===== Records to process =====
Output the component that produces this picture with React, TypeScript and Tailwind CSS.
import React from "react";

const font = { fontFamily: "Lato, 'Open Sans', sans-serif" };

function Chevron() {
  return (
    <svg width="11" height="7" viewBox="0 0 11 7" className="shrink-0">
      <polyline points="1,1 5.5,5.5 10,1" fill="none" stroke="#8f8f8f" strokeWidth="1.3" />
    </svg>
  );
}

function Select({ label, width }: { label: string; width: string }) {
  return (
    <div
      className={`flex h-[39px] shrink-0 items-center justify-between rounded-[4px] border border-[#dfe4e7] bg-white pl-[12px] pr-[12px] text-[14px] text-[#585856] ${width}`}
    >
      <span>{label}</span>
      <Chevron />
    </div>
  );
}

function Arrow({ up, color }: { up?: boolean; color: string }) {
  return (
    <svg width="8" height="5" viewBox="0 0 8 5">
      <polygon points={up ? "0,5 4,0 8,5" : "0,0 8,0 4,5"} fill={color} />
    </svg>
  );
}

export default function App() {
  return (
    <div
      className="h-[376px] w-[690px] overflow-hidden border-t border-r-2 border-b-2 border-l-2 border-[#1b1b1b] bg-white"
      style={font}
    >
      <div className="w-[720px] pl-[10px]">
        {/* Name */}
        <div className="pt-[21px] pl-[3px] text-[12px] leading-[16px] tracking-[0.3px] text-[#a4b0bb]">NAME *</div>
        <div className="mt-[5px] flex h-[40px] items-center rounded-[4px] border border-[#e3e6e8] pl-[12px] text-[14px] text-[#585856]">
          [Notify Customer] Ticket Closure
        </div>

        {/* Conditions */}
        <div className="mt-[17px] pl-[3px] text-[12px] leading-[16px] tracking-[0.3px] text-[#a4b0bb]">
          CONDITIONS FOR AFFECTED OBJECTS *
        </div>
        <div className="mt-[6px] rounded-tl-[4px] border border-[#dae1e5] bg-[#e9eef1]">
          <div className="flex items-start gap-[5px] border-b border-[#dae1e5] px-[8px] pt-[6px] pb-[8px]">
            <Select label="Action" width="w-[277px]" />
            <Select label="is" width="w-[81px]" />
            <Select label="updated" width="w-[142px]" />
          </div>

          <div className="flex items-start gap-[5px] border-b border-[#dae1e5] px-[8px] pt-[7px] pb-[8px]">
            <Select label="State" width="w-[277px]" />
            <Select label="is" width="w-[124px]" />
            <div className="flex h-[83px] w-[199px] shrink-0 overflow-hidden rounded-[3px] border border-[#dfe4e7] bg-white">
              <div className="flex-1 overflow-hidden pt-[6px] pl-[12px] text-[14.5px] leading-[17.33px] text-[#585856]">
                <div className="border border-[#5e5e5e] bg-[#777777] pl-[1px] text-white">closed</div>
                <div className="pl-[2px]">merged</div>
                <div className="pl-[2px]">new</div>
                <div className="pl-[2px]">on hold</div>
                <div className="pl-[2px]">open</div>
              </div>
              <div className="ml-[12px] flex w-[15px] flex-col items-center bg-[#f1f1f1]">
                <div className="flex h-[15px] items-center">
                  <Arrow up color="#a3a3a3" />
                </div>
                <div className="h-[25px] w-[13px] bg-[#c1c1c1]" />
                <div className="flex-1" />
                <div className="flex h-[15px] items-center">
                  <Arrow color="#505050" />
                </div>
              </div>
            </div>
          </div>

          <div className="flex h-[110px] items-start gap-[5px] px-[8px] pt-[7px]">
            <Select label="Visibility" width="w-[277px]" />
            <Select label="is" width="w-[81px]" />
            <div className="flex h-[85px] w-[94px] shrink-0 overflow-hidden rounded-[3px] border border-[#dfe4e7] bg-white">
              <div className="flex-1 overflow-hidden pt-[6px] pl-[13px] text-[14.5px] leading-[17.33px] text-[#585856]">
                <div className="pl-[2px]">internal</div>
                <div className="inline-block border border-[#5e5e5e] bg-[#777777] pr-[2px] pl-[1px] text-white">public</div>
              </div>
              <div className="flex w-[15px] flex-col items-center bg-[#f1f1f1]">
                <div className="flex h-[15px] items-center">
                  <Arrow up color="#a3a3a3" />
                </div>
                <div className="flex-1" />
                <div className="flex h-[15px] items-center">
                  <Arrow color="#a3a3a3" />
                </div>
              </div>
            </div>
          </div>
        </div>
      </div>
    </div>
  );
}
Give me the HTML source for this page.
=====
[Your task]
Restate the listing above word for word.

[Task solution]
Output the component that produces this picture with React, TypeScript and Tailwind CSS.
import React from "react";

const font = { fontFamily: "Lato, 'Open Sans', sans-serif" };

function Chevron() {
  return (
    <svg width="11" height="7" viewBox="0 0 11 7" className="shrink-0">
      <polyline points="1,1 5.5,5.5 10,1" fill="none" stroke="#8f8f8f" strokeWidth="1.3" />
    </svg>
  );
}

function Select({ label, width }: { label: string; width: string }) {
  return (
    <div
      className={`flex h-[39px] shrink-0 items-center justify-between rounded-[4px] border border-[#dfe4e7] bg-white pl-[12px] pr-[12px] text-[14px] text-[#585856] ${width}`}
    >
      <span>{label}</span>
      <Chevron />
    </div>
  );
}

function Arrow({ up, color }: { up?: boolean; color: string }) {
  return (
    <svg width="8" height="5" viewBox="0 0 8 5">
      <polygon points={up ? "0,5 4,0 8,5" : "0,0 8,0 4,5"} fill={color} />
    </svg>
  );
}

export default function App() {
  return (
    <div
      className="h-[376px] w-[690px] overflow-hidden border-t border-r-2 border-b-2 border-l-2 border-[#1b1b1b] bg-white"
      style={font}
    >
      <div className="w-[720px] pl-[10px]">
        {/* Name */}
        <div className="pt-[21px] pl-[3px] text-[12px] leading-[16px] tracking-[0.3px] text-[#a4b0bb]">NAME *</div>
        <div className="mt-[5px] flex h-[40px] items-center rounded-[4px] border border-[#e3e6e8] pl-[12px] text-[14px] text-[#585856]">
          [Notify Customer] Ticket Closure
        </div>

        {/* Conditions */}
        <div className="mt-[17px] pl-[3px] text-[12px] leading-[16px] tracking-[0.3px] text-[#a4b0bb]">
          CONDITIONS FOR AFFECTED OBJECTS *
        </div>
        <div className="mt-[6px] rounded-tl-[4px] border border-[#dae1e5] bg-[#e9eef1]">
          <div className="flex items-start gap-[5px] border-b border-[#dae1e5] px-[8px] pt-[6px] pb-[8px]">
            <Select label="Action" width="w-[277px]" />
            <Select label="is" width="w-[81px]" />
            <Select label="updated" width="w-[142px]" />
          </div>

          <div className="flex items-start gap-[5px] border-b border-[#dae1e5] px-[8px] pt-[7px] pb-[8px]">
            <Select label="State" width="w-[277px]" />
            <Select label="is" width="w-[124px]" />
            <div className="flex h-[83px] w-[199px] shrink-0 overflow-hidden rounded-[3px] border border-[#dfe4e7] bg-white">
              <div className="flex-1 overflow-hidden pt-[6px] pl-[12px] text-[14.5px] leading-[17.33px] text-[#585856]">
                <div className="border border-[#5e5e5e] bg-[#777777] pl-[1px] text-white">closed</div>
                <div className="pl-[2px]">merged</div>
                <div className="pl-[2px]">new</div>
                <div className="pl-[2px]">on hold</div>
                <div className="pl-[2px]">open</div>
              </div>
              <div className="ml-[12px] flex w-[15px] flex-col items-center bg-[#f1f1f1]">
                <div className="flex h-[15px] items-center">
                  <Arrow up color="#a3a3a3" />
                </div>
                <div className="h-[25px] w-[13px] bg-[#c1c1c1]" />
                <div className="flex-1" />
                <div className="flex h-[15px] items-center">
                  <Arrow color="#505050" />
                </div>
              </div>
            </div>
          </div>

          <div className="flex h-[110px] items-start gap-[5px] px-[8px] pt-[7px]">
            <Select label="Visibility" width="w-[277px]" />
            <Select label="is" width="w-[81px]" />
            <div className="flex h-[85px] w-[94px] shrink-0 overflow-hidden rounded-[3px] border border-[#dfe4e7] bg-white">
              <div className="flex-1 overflow-hidden pt-[6px] pl-[13px] text-[14.5px] leading-[17.33px] text-[#585856]">
                <div className="pl-[2px]">internal</div>
                <div className="inline-block border border-[#5e5e5e] bg-[#777777] pr-[2px] pl-[1px] text-white">public</div>
              </div>
              <div className="flex w-[15px] flex-col items-center bg-[#f1f1f1]">
                <div className="flex h-[15px] items-center">
                  <Arrow up color="#a3a3a3" />
                </div>
                <div className="flex-1" />
                <div className="flex h-[15px] items-center">
                  <Arrow color="#a3a3a3" />
                </div>
              </div>
            </div>
          </div>
        </div>
      </div>
    </div>
  );
}
Give me the HTML source for this page.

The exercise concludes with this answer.